During episodes of blood loss, several apparently redundant mechanisms are activated to maintain arterial blood pressure. This study was designed to examine one such compensatory mechanism involving enhanced vasopressin release during hemorrhage when the autonomic nervous system (ANS) is pharmacologically blocked. First, to confirm that this compensatory mechanism exists in canines, conscious dogs were hemorrhaged under normal conditions and during ANS blockade. In dogs with intact cardiac nerves (intact, n = 7), hemorrhage at 0.8 ml/kg/min increased plasma vasopressin (PAVP) from 3.0 +/- 0.7 to 6.6 +/- 2.4 and 78 +/- 50 pg/ml at blood losses of 10 and 20 ml/kg, respectively. At the same amount of blood loss during hemorrhage with ANS blockage, PAVP was enhanced significantly from 33 +/- 17 to 230 +/- 90 and 610 +/- 270 pg/ml.

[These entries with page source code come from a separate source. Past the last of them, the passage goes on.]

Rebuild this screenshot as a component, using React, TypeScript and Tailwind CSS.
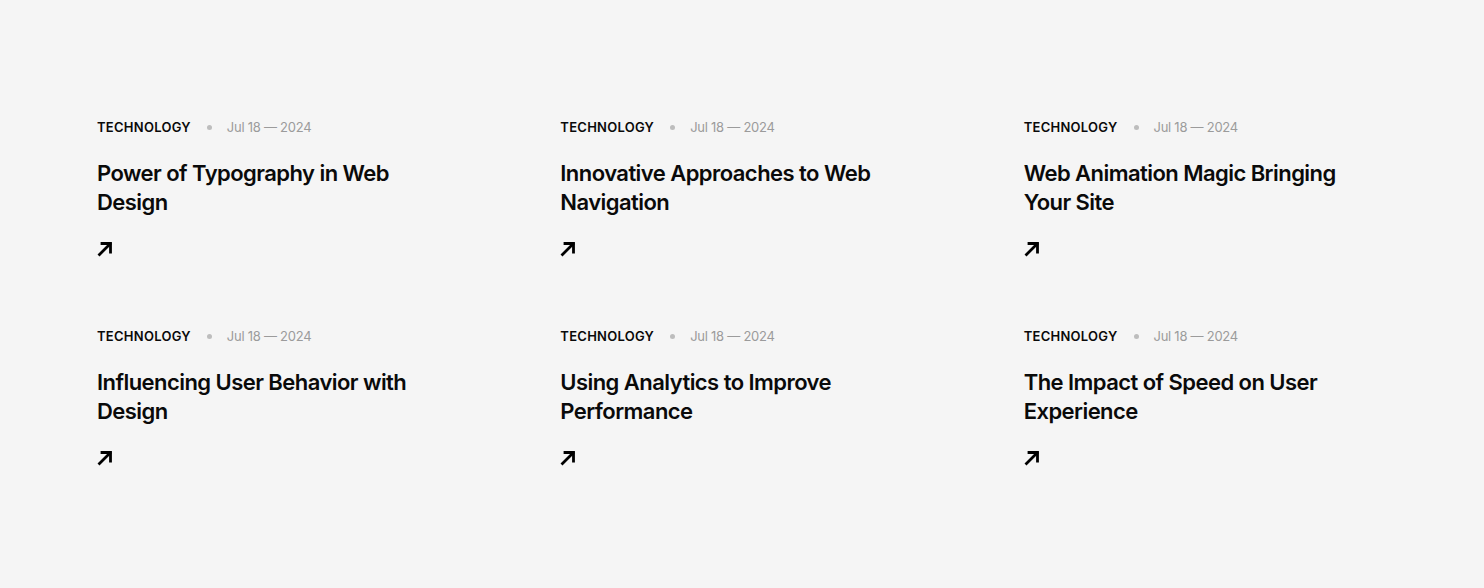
import React from 'react';

const posts = [
  'Power of Typography in Web Design',
  'Innovative Approaches to Web Navigation',
  'Web Animation Magic Bringing Your Site',
  'Influencing User Behavior with Design',
  'Using Analytics to Improve Performance',
  'The Impact of Speed on User Experience',
];

const ArrowUpRight: React.FC = () => (
  <svg width="17" height="17" viewBox="0 0 17 17" fill="none" stroke="#000" strokeWidth="2.8" strokeLinecap="square">
    <path d="M2.5 14.5L13 4" />
    <path d="M5 3.5H13.5V12" />
  </svg>
);

const App: React.FC = () => {
  return (
    <div className="min-h-[588px] w-full bg-[#f5f5f5] pt-[117px] pb-[70px] font-['Inter',sans-serif]">
      <div className="mx-auto grid w-[1290px] grid-cols-3 gap-x-[100px] gap-y-[69px]">
        {posts.map((title, idx) => (
          <article key={idx} className="flex flex-col">
            {/* meta */}
            <div className="flex h-5 items-center text-[13px] leading-5">
              <span className="font-semibold uppercase tracking-[0.02em] text-[#0a0a0a]">Technology</span>
              <span className="ml-4 mr-[15px] h-[5px] w-[5px] rounded-full bg-[#bdbdbd]" />
              <span className="tracking-[-0.02em] text-[#9b9b9b]">Jul 18 — 2024</span>
            </div>
            <h3 className="mt-[22px] text-[22px] font-semibold leading-[29px] tracking-[-0.025em] text-[#0a0a0a]">
              {title}
            </h3>
            <a href="#" className="mt-[23px] block h-[17px] w-[17px]">
              <ArrowUpRight />
            </a>
          </article>
        ))}
      </div>
    </div>
  );
};

export default App;
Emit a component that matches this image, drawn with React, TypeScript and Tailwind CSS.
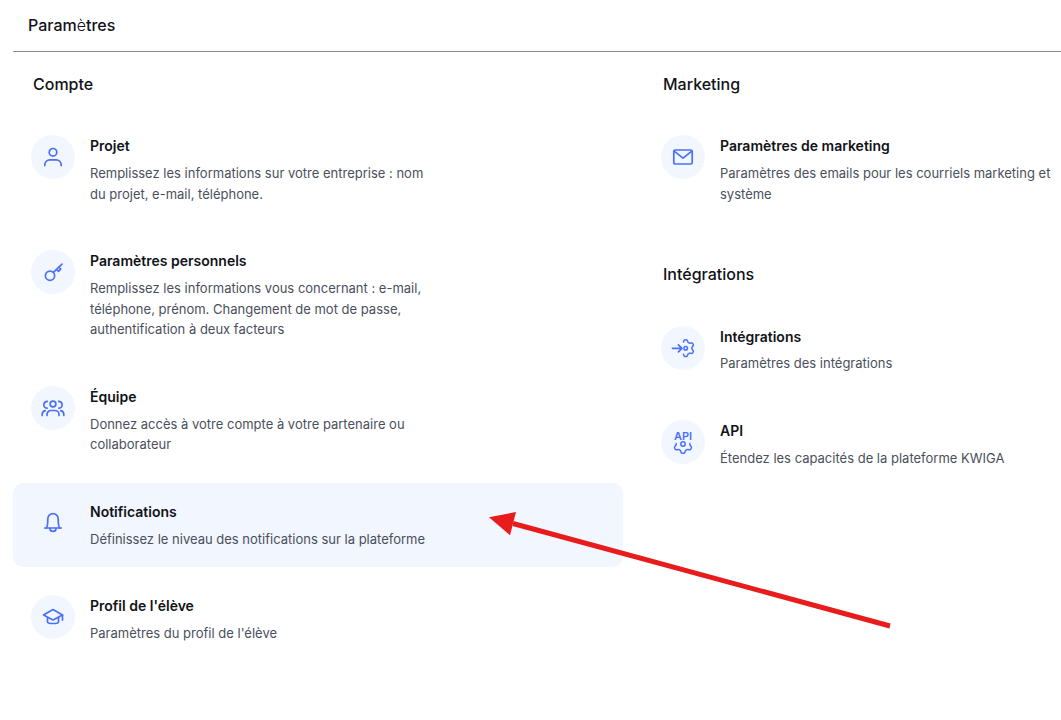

ANS blockade did not, however, alter the hemorrhage-induced increases in plasma renin activity. Next, to examine the afferent mechanisms responsible for the enhanced PAVP response, cardiac-denervated dogs (CD, n = 9) were hemorrhaged with and without ANS blockade. Without blockade, PAVP increased from 3.7 +/- 0.9 to 5.2 +/- 0.8 and 26 +/- 11 pg/ml at blood losses of 10 and 20 ml/kg. PAVP was significantly higher in response to hemorrhage with ANS blockade, increasing from 17 +/- 6 to 76 +/- 18 and 330 +/- 80 pg/ml. The rise in PAVP in the CD dogs suggested that peripheral baroreceptors were involved in eliciting vasopressin release under these conditions. Therefore, the influence of arterial baroreceptors was examined by infusing norepinephrine during hemorrhage in order to maintain blood pressure constant. Under these conditions, PAVP increased significantly in the intact dogs at 10 ml/kg blood loss, but did not change in the CD dogs. These results demonstrate that the enhanced release of AVP during hemorrhage with ANS blockade can be mediated either by cardiac or arterial baroreceptors; however, the maximum response is elicited only when both sets of receptors are functioning normally.